Другой непременной темой разговора, которой так или иначе касались все, был приезд на похороны старшей дочери, Гали, Галины Александровны. Выяснилось, что она вылетела, но муж, генерал, к сожалению, быть не сможет. И это принимали с пониманием:
– Конечно, военный человек…
– Военные люди собой не располагают.
И умолчание тут значило больше, чем слово сказанное.
Один лишь Зотов с уверенными приемами человека, умеющего все поставить на свои места, ходил быстро, говорил, не снижая сочных звуков своего голоса, в то время как все двигались и говорили замедленно, будто среди ночи. Он уезжал, приезжал, скидывал и вновь надевал пальто. Для него не могло быть трудным то, что представляло определенную трудность для других. Он сразу взял нужный тон, весь был объят деятельностью. И минуты времени не было у него на то, чтобы чувствовать какую-то неловкость, тем более что искренность его чувств оставалась вне всякого сомнения. Взгляд его говорил ясно: «Я не могу позволить себе расслабиться, отдаться переживаниям. Без меня все станет. Я действую».
Даже денежные расчеты, которые особенно не просты в такую минуту, для него не были ни неловки, ни трудны. Отзывая Людмилу к окну или в другую комнату, он говорил убедительно, доступно, точно, поскольку имелось в виду, что ей сейчас трудно понимать. И вновь хлопала дверца машины у подъезда: Зотов отъезжал. А возвратясь, одним взглядом оценив обстановку, смирял, смягчал, облегчал, все между всеми наилучшим образом устраивал.
И во всем происходящем непостижимо спокойной казалась Лидия Васильевна. Ей некому было показывать свое горе, она не следила за тем, какое она производит впечатление. Она слушала слова сочувствия, но не слышала их, она смотрела в лица и не видела. Все то же и одно и то же пыталась она понять и понять не могла: как же случилось, что она оставила его одного в самый страшный для него час? Всю жизнь она знала за него, за него чувствовала, от малейшего дуновения оберегала.
Как могла она не почувствовать, не понять? Как она вообще заснула в ту ночь?
Ей говорили, что необходимо поесть, она смотрела разумно, понимала как будто, но думала свое. Она заново и заново видела, как он вошел, как он старался быть незаметным. Он, привыкший гордо нести голову, был такой приниженный, ее стыдился.
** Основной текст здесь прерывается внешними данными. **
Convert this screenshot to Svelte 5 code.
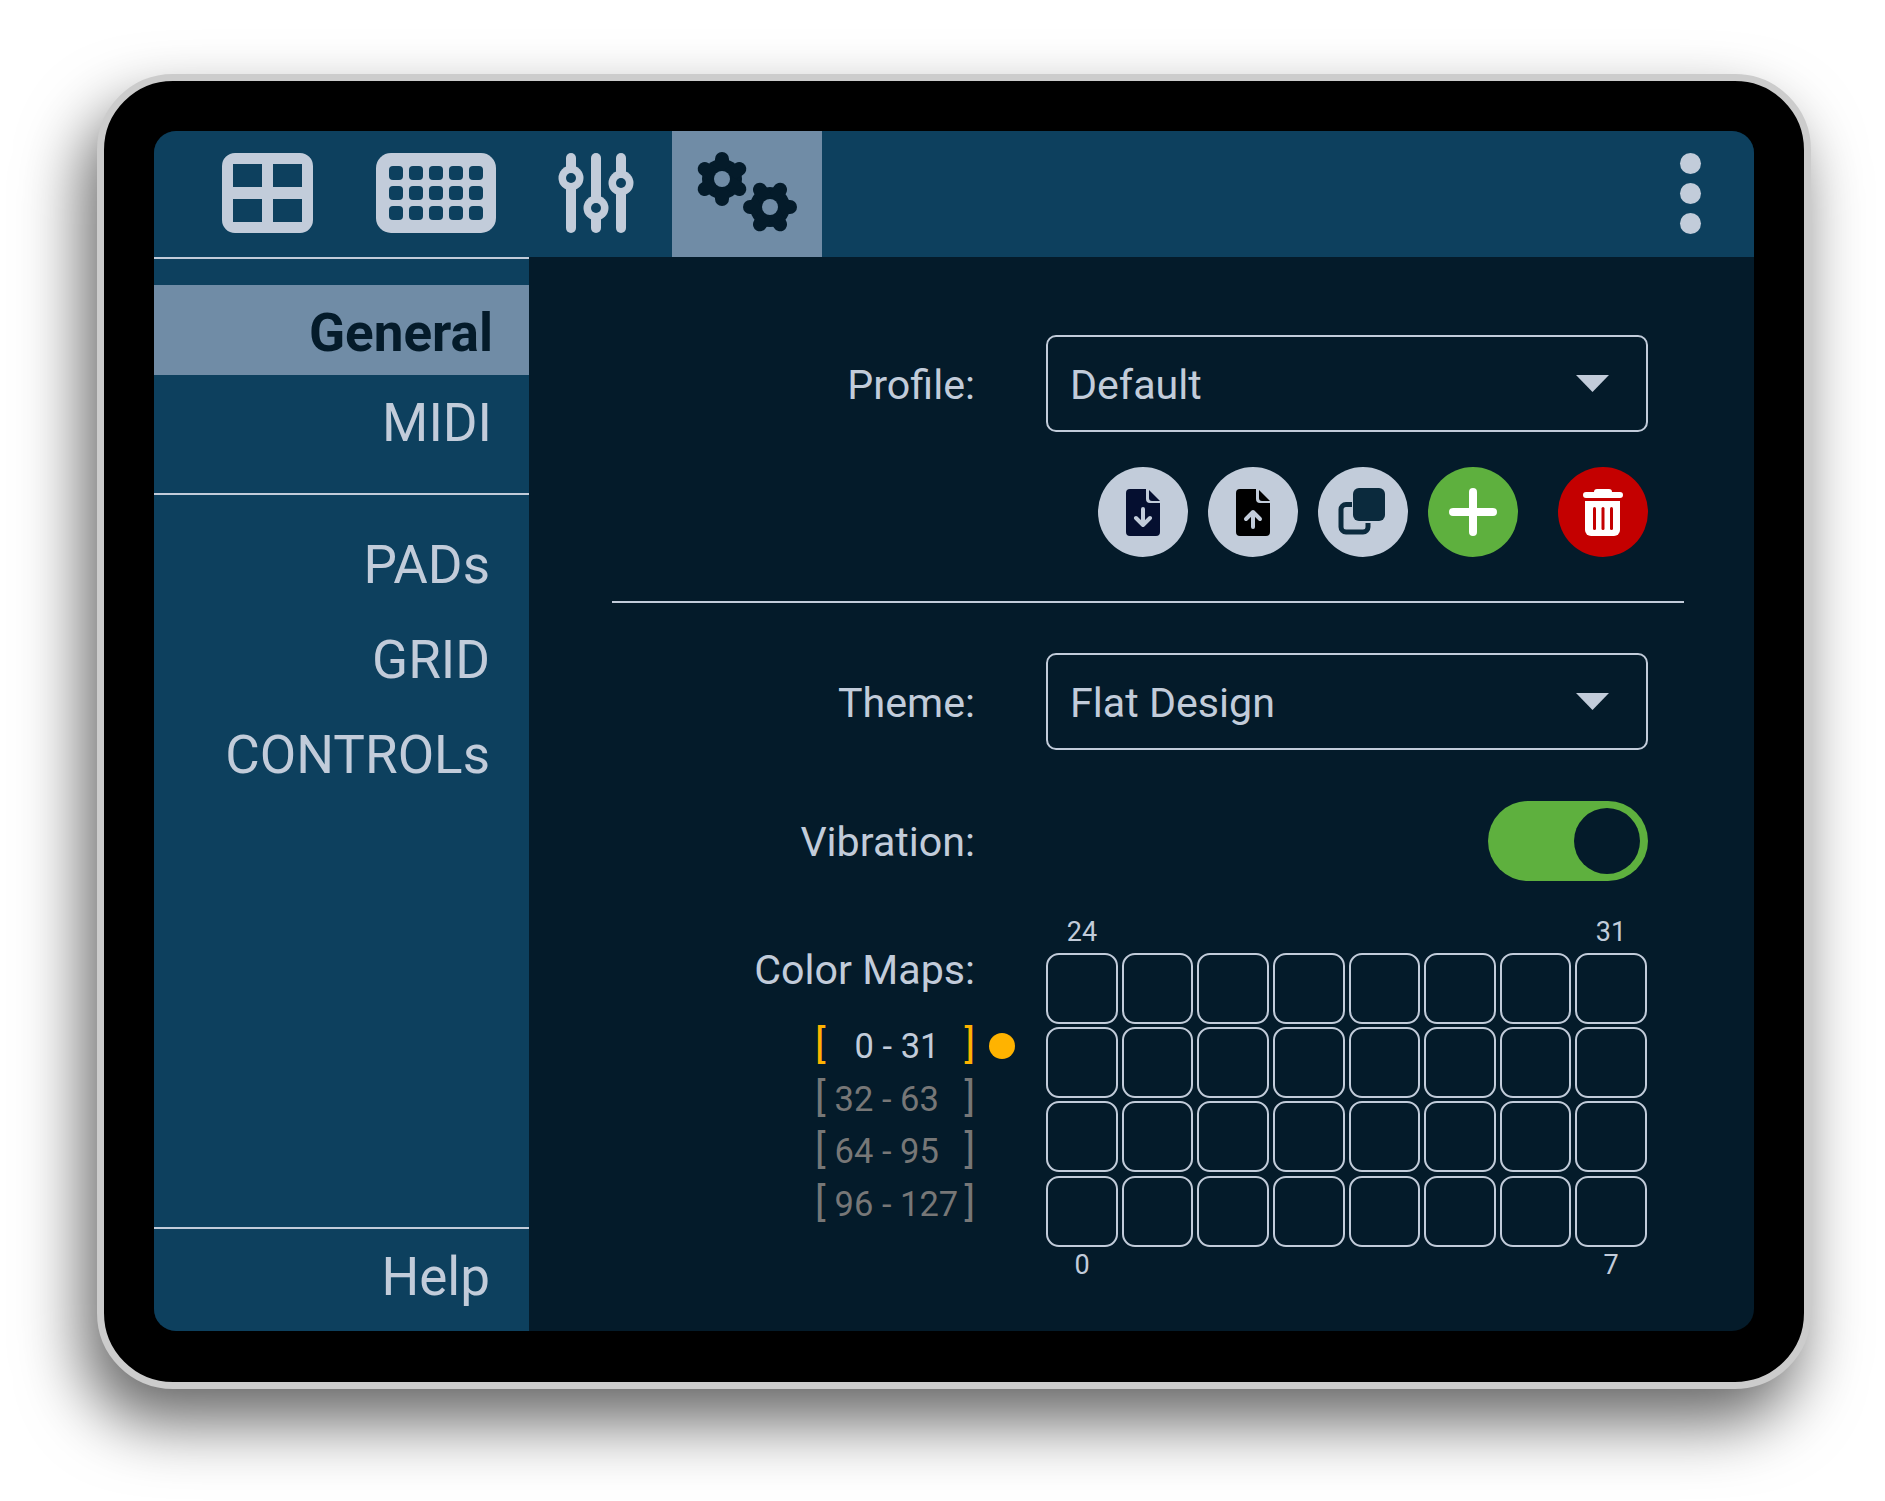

Теперь-то она видела, но почему не поняла тогда? За что вдруг поразило ее такой страшной слепотой? Как она могла уйти?
Все говорили о шофере, о милиции, о безобразиях, которые творятся на улице.
– Неужели этого шофера не будут судить?
– Да я первый пойду!..
И только она, видевшая синяки на его теле – лилово-синие, холодные, не растекающиеся уже,- только она не понимала, о чем они говорят. Случилось страшное, стыдное, он вернулся такой жалкий? И с этим стыдом в душе, униженный, ушел из жизни. И этого уже не изменить.
Никто не видел, как она собралась; хватились ее значительно позже. Она делала все точно, быстро: оделась в коридоре, в темноте на ощупь поправила волосы, сунула свой халат в сумку. Она шла к Александру Леонидовичу.
Не отвечая на вопросы гардеробщика, Лидия Васильевна бросила пальто на барьер, и никто ее не остановил, когда она в своем белом халате врача решительно шла по коридору. Навстречу ей везли на каталке укрытое простыней тело. Это была женщина.
Лидия Васильевна ждала, посторонясь, пока разворачивали каталку поперек коридора, ввозили в открывшиеся двери. Заторопившись пройти, она мельком глянула туда.
Блестели обитые цинком пустые столы, на одном из них головой к двери, ногами к окну (остро под простыней обозначились пальцами вверх торчащие ступни) лежал старик. Седой хохолок, голый, наморщенный о холодный цинк затылок. И с ужасом она поняла вдруг, что этот чужой старик, лежащий на столе, это – Александр Леонидович.